Whatever his personal response to victory, Marshall could bask in the accolades that now rained down on him. Ike responded to his chief’s praise with his own tribute. Marshall had an “unparalleled place in the respect and affections of all military and political leaders with whom I have been associated, as well as with the mass of American fighting men,” he wrote. “Our army and our people have never been so deeply indebted to any other soldier.”109 On May 8—the official American “VE-Day”—Secretary Stimson called Marshall to his office, where he had gathered the leading members of the Army General Staff. Positioning Marshall in the middle of the group, he acknowledged his own and the country’s “great debt” to the general. He had personally “never seen a task of such magnitude performed by man” as Marshall had accomplished, he said. Looking directly at his friend and cherished wartime accomplice, he declared: “I have seen a great many soldiers in my lifetime, and you, sir, are the finest soldier I have ever known.”110 Churchill, who had already called Marshall “the true ‘organizer of victory,’” also lavished praise on the American chief of staff. Ignoring their many disagreements in the flush of victory, the PM composed an encomium carefully matched to Marshall’s role in the war. “It has not fallen to your lot to command great armies,” but “to create them, organize them, and inspire them,” he wrote. Under Marshall’s “guiding hand the mighty and valiant formations which have swept across France and Germany were brought into being and perfected in an amazing time.” The prime minister concluded with a glowing personal tribute: “There has grown in my breast through all these years of mental exertion a respect and admiration for your character and massive strength which has been a real comfort to your fellow-toilers, of whom I hope it will always be recorded that I was one.”111

Marshall undoubtedly enjoyed these tributes—and the many others bestowed by friends and colleagues—but he was painfully aware that the job was only half done. Back in September, with German defeat looming, he anticipated the reluctance of American fighting men, especially weary veterans of Europe and North Africa, to accept the additional sacrifices and risks needed to defeat Japan. As before, he turned to Hollywood’s Frank Capra for help.
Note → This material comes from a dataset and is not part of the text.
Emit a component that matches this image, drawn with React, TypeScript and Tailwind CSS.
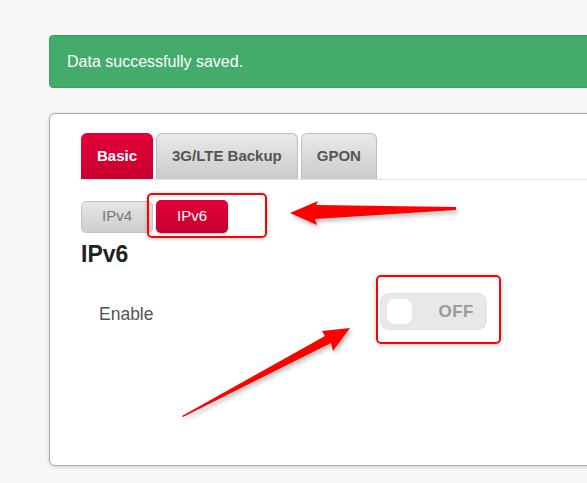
import { useState } from 'react';

const tabs = ['Basic', '3G/LTE Backup', 'GPON'];

function Toggle({ on }: { on: boolean }) {
    return (
        <div className="flex h-[37px] w-[107px] items-center rounded-[9px] bg-[#e8e8e8] pl-[7px] pr-[13px] shadow-[inset_0_0_2px_rgba(0,0,0,0.08)]">
            <span className="h-[25px] w-[25px] rounded-[8px] bg-white" />
            <span className="ml-auto text-[17px] font-bold tracking-[0.5px] text-[#9a9a9a]">{on ? 'ON' : 'OFF'}</span>
        </div>
    );
}

function Arrows() {
    return (
        <svg className="pointer-events-none absolute left-0 top-0" width="587" height="483">
            <defs>
                <filter id="sh" x="-20%" y="-50%" width="140%" height="200%">
                    <feDropShadow dx="2" dy="3" stdDeviation="2" floodColor="#000" floodOpacity="0.25" />
                </filter>
            </defs>
            <polygon points="456,207 316,205 318,201 290,213 317,225 315,219 456,210" fill="#ff0000" filter="url(#sh)" />
            <polygon points="182,416 325,336 322,331 350,328 333,351 331,343 183,417" fill="#ff0000" filter="url(#sh)" />
        </svg>
    );
}

export default function App() {
    const [active] = useState('Basic');
    return (
        <div className="relative h-[483px] w-[587px] overflow-hidden bg-[#f7f7f7] font-['Liberation_Sans',Arial,sans-serif]">
            <div className="pl-[49px] pt-[35px]">
                <div className="flex h-[53px] w-[600px] items-center rounded-[4px] border border-[#3d9c60] bg-[#43ac6a] pl-[17px] text-[16px] text-white">
                    Data successfully saved.
                </div>
                <div className="mt-[25px] h-[353px] w-[600px] rounded-[6px] border border-[#a9a9a9] bg-white pl-[31px] pt-[20px] shadow-[0_1px_4px_rgba(0,0,0,0.15)]">
                    <div className="flex h-[46px] items-end gap-[3px] border-b border-[#e2e2e2]">
                        {tabs.map((t) => (
                            <div
                                key={t}
                                className={
                                    t === active
                                        ? 'flex h-[46px] items-center rounded-t-[6px] bg-gradient-to-b from-[#e4003b] to-[#c8002f] px-[16px] text-[15px] font-bold text-white'
                                        : 'flex h-[46px] items-center rounded-t-[6px] border border-b-0 border-[#bdbdbd] bg-gradient-to-b from-[#e9e9e9] to-[#cbcbcb] px-[15px] text-[15px] font-bold text-[#555]'
                                }
                            >
                                {t}
                            </div>
                        ))}
                    </div>
                    <div className="mt-[20px] flex items-center gap-[3px]">
                        <div className="flex h-[32px] w-[72px] items-center justify-center rounded-[5px] border border-[#c4c4c4] bg-gradient-to-b from-[#e6e6e6] to-[#cdcdcd] text-[15px] text-[#777]">
                            IPv4
                        </div>
                        <div className="flex h-[33px] w-[72px] items-center justify-center rounded-[5px] bg-gradient-to-b from-[#e2003a] to-[#c6002e] text-[15px] text-white shadow-[0_1px_2px_rgba(0,0,0,0.3)]">
                            IPv6
                        </div>
                    </div>
                    <h2 className="mt-[8px] text-[23px] font-bold leading-[26px] text-[#222]">IPv6</h2>
                    <div className="mt-[26px] flex items-center">
                        <span className="ml-[18px] w-[281px] pt-[5px] text-[17.5px] text-[#555]">Enable</span>
                        <Toggle on={false} />
                    </div>
                </div>
            </div>
            <div className="pointer-events-none absolute left-[147px] top-[193px] h-[45px] w-[120px] rounded-[5px] border-2 border-[#ff0000] shadow-[0_1px_4px_rgba(0,0,0,0.2)]" />
            <div className="pointer-events-none absolute left-[376px] top-[275px] h-[69px] w-[125px] rounded-[5px] border-2 border-[#ff0000] shadow-[0_1px_5px_rgba(0,0,0,0.2)]" />
            <Arrows />
        </div>
    );
}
Capra produced a short documentary film, Two Down and One to Go, that explained to the troops why the Pacific enemy must now be vanquished. Sent under seal to hundreds of military posts, it was not to be played until the end of fighting in Europe.
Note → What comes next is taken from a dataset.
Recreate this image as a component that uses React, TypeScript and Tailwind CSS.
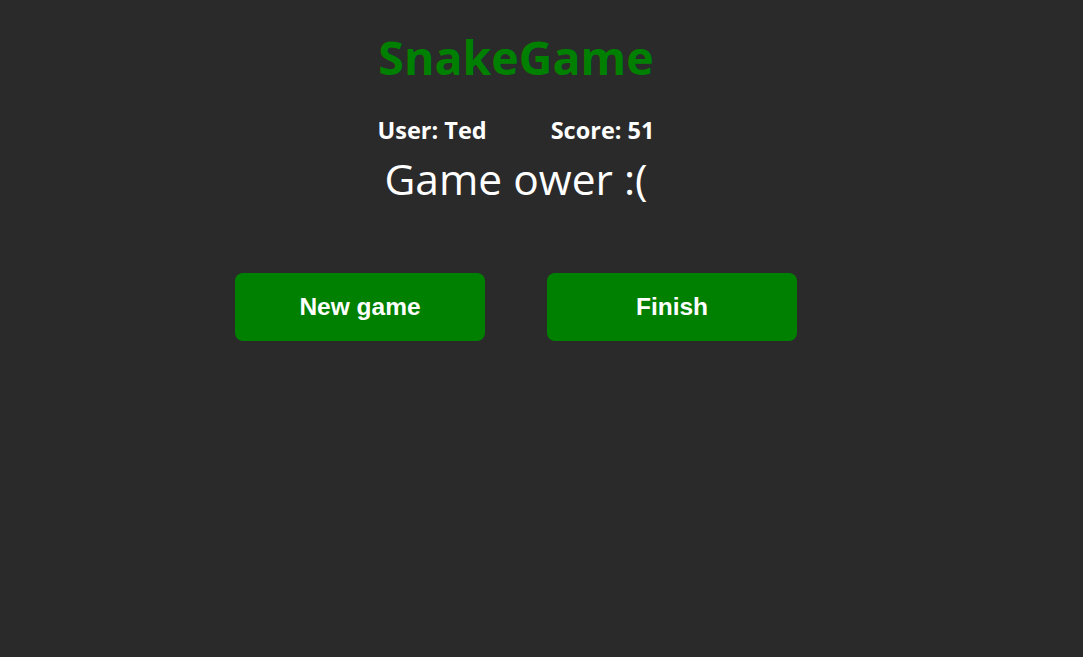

The finally unveiled thirty-minute film shows Marshall at his desk, in full uniform, with Pershing’s portrait on the wall behind him. In a calm and even voice, between clips of heroic Allied wartime military and naval actions, the chief of staff reads his text. Europe had been first, he declares, because the Pacific enemy had not been accessible and, after Pearl Harbor, the United States had initially lacked the naval resources to challenge it. But the war, east and west, was one war, and now that Germany was defeated, “we will not have won this war until Japan has been totally crushed.”112 On VE-Day Marshall delivered the same message to the wider American public by radio: “Let us celebrate the victory and say our prayers of thanksgiving and then turn with all the power and stern resolution of America to destroy forever and in the shortest possible time every vestige of military power in the Japanese nation.”113

In the short Capra film Marshall appears animated and robust. But like many other Allied war leaders he was now tired. His wartime labors had exacted an appreciable personal toll. As he would write to Secretary Stimson several years later: “In all my Washington posts since 1938 I never seem to have [had] a day of restful existence.” He expressed a similar view to Ike: “This is not an easy world to live in for people like you and myself.”114 Besides his fatigue, over the years his health had suffered. Though six feet tall, lean, and still vigorous-looking, Marshall had endured several chronic illnesses, including a heart murmur and an inflamed kidney. He had spent time at Walter Reed Hospital. He was now sixty-five and looking forward to retirement. But the Pacific conflict now awaited him. Personal ease, like final world peace, would have to be postponed.